Talking Titanium with Chloe Hudson

  • June 14, 2022

TMS was lucky to catch up with Chloe Hudson, Joe Gibbs Racing welder and all-around bad ass when it comes to welding and fabricating with Titanium. She has had a hand in projects in just about every racing series and recently created some really cool wing supports for the second season of SRX Series. Here are her thoughts on how she got started, what inspires her and what she loves about working with TMS Titanium. Keep up with Chloe on Instagram @arcweldingangel

TMS: You have been fabricating and welding for quite a while, what do you enjoy most about this process?

Chloe Hudson: “I love the creative outlet it has been for me. The instant gratification of taking stock material and turning it into a part that a racecar needs to race is hugely satisfying.”

TMS: You have produced parts for a variety of series, can you give us a quick rundown of the different race cars or series you have supplied pieces or parts for?

CH: “I have been working for Joe Gibbs Racing for the last three years. I have built or repaired parts for NASCAR Cup Series cars (11, 18, 19, 20, 23), NASCAR Xfinity Series, NASCAR Truck Series, Yamaha Motorcycles. I’ve repaired parts on TSR’s Matt Hagan Dodge SRT Hellcat Funny Car, and now I can add the SRX Series to my resume.” TMS: The SRX Series is headed into the second season and you recently made some wing supports with TMS Titanium. Can you talk about how those came together?

CH: “It was a super fun project to work on. From design to fixture to finished product I got to work with Ryan at SRX and James at TMS Titanium to make a part everyone was happy with. Titanium is one of my favorite mediums to work with and anytime I get to work with TMS Titanium it’s always a pleasure. They always get me all the material I needed quickly (which is saying a ton in today’s world of broken supply chain) no matter what I’m building.” 

TMS: The TMS Titanium name is incorporated into the support, have you done anything like that before?

CH: “I haven’t! Most of the parts I build are within the car and I very rarely get to build racecar parts that are so visible. It definitely cranks up the pressure a notch because you want them to be perfect. I really can’t wait to see them in action. I’ve only had one other part visible and that was the grills we had to make for the NASCAR Cup Series cars when they were racing the dirt track at Bristol.” 

TMS: What are the challenges or tricks to working with Titanium?

CH: “Titanium is by far the trickiest metal to fabricate with and weld for me. The filler material has a tendency to stick to the base material which makes feeding wire difficult until you get the hang of it. You also have to pay very close attention to the way your material is purged and ensure that the weld zones are completely cloaked in argon. Titanium is also far less malleable and can’t be manipulated as easily as other materials. But I thrive with a challenge and there is nothing better than a perfectly clean, colorless Titanium weld.” 
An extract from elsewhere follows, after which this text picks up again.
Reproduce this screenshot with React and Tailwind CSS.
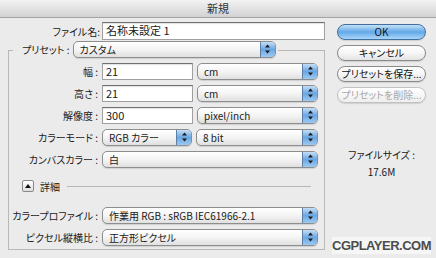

TMS: What are some of your favorite projects you have worked on racing or non-racing?

CH: “Doing the frame repair on a Funny Car between rounds was the coolest experience. That pressure and fast-paced work environment was a huge adrenaline rush. To have a driver and race team trust your work and abilities at a time like that was a compliment the likes of which I’ve never received before. Then to see that car make a 330 mph pass and my weld hold, man I was really proud of that.”  

“My favorite non-racing part I’ve built so far has to be the outrageous exhaust for my 1978 CJ5. TMS and Ticon Industries sent me everything I needed to make the most badass pie cut exhaust to ever get installed on a CJ5 period. I might be a little biased but if I ever sold that Jeep, I’m keeping the exhaust.” 

TMS: Welding and fabricating is a creative process. Where do you get your inspiration or have you always been a creative person?

CH: “My dad was an artist and he translated those skills into very practical applications whether it be woodworking or restorations. I think watching him create really fostered that in me from an early age. I’ve always loved working with my hands and when I realized being an artist probably wasn’t going to pay the bills, I fell in love with welding and the outlet that welding gives me creatively and that has paid my bills ever since.”

TMS: If you could make anything out of Titanium what would it be?

CH: “I think the next Titanium project would have to be a roll cage for my Jeep. After seeing how that exhaust turned out how could I not?”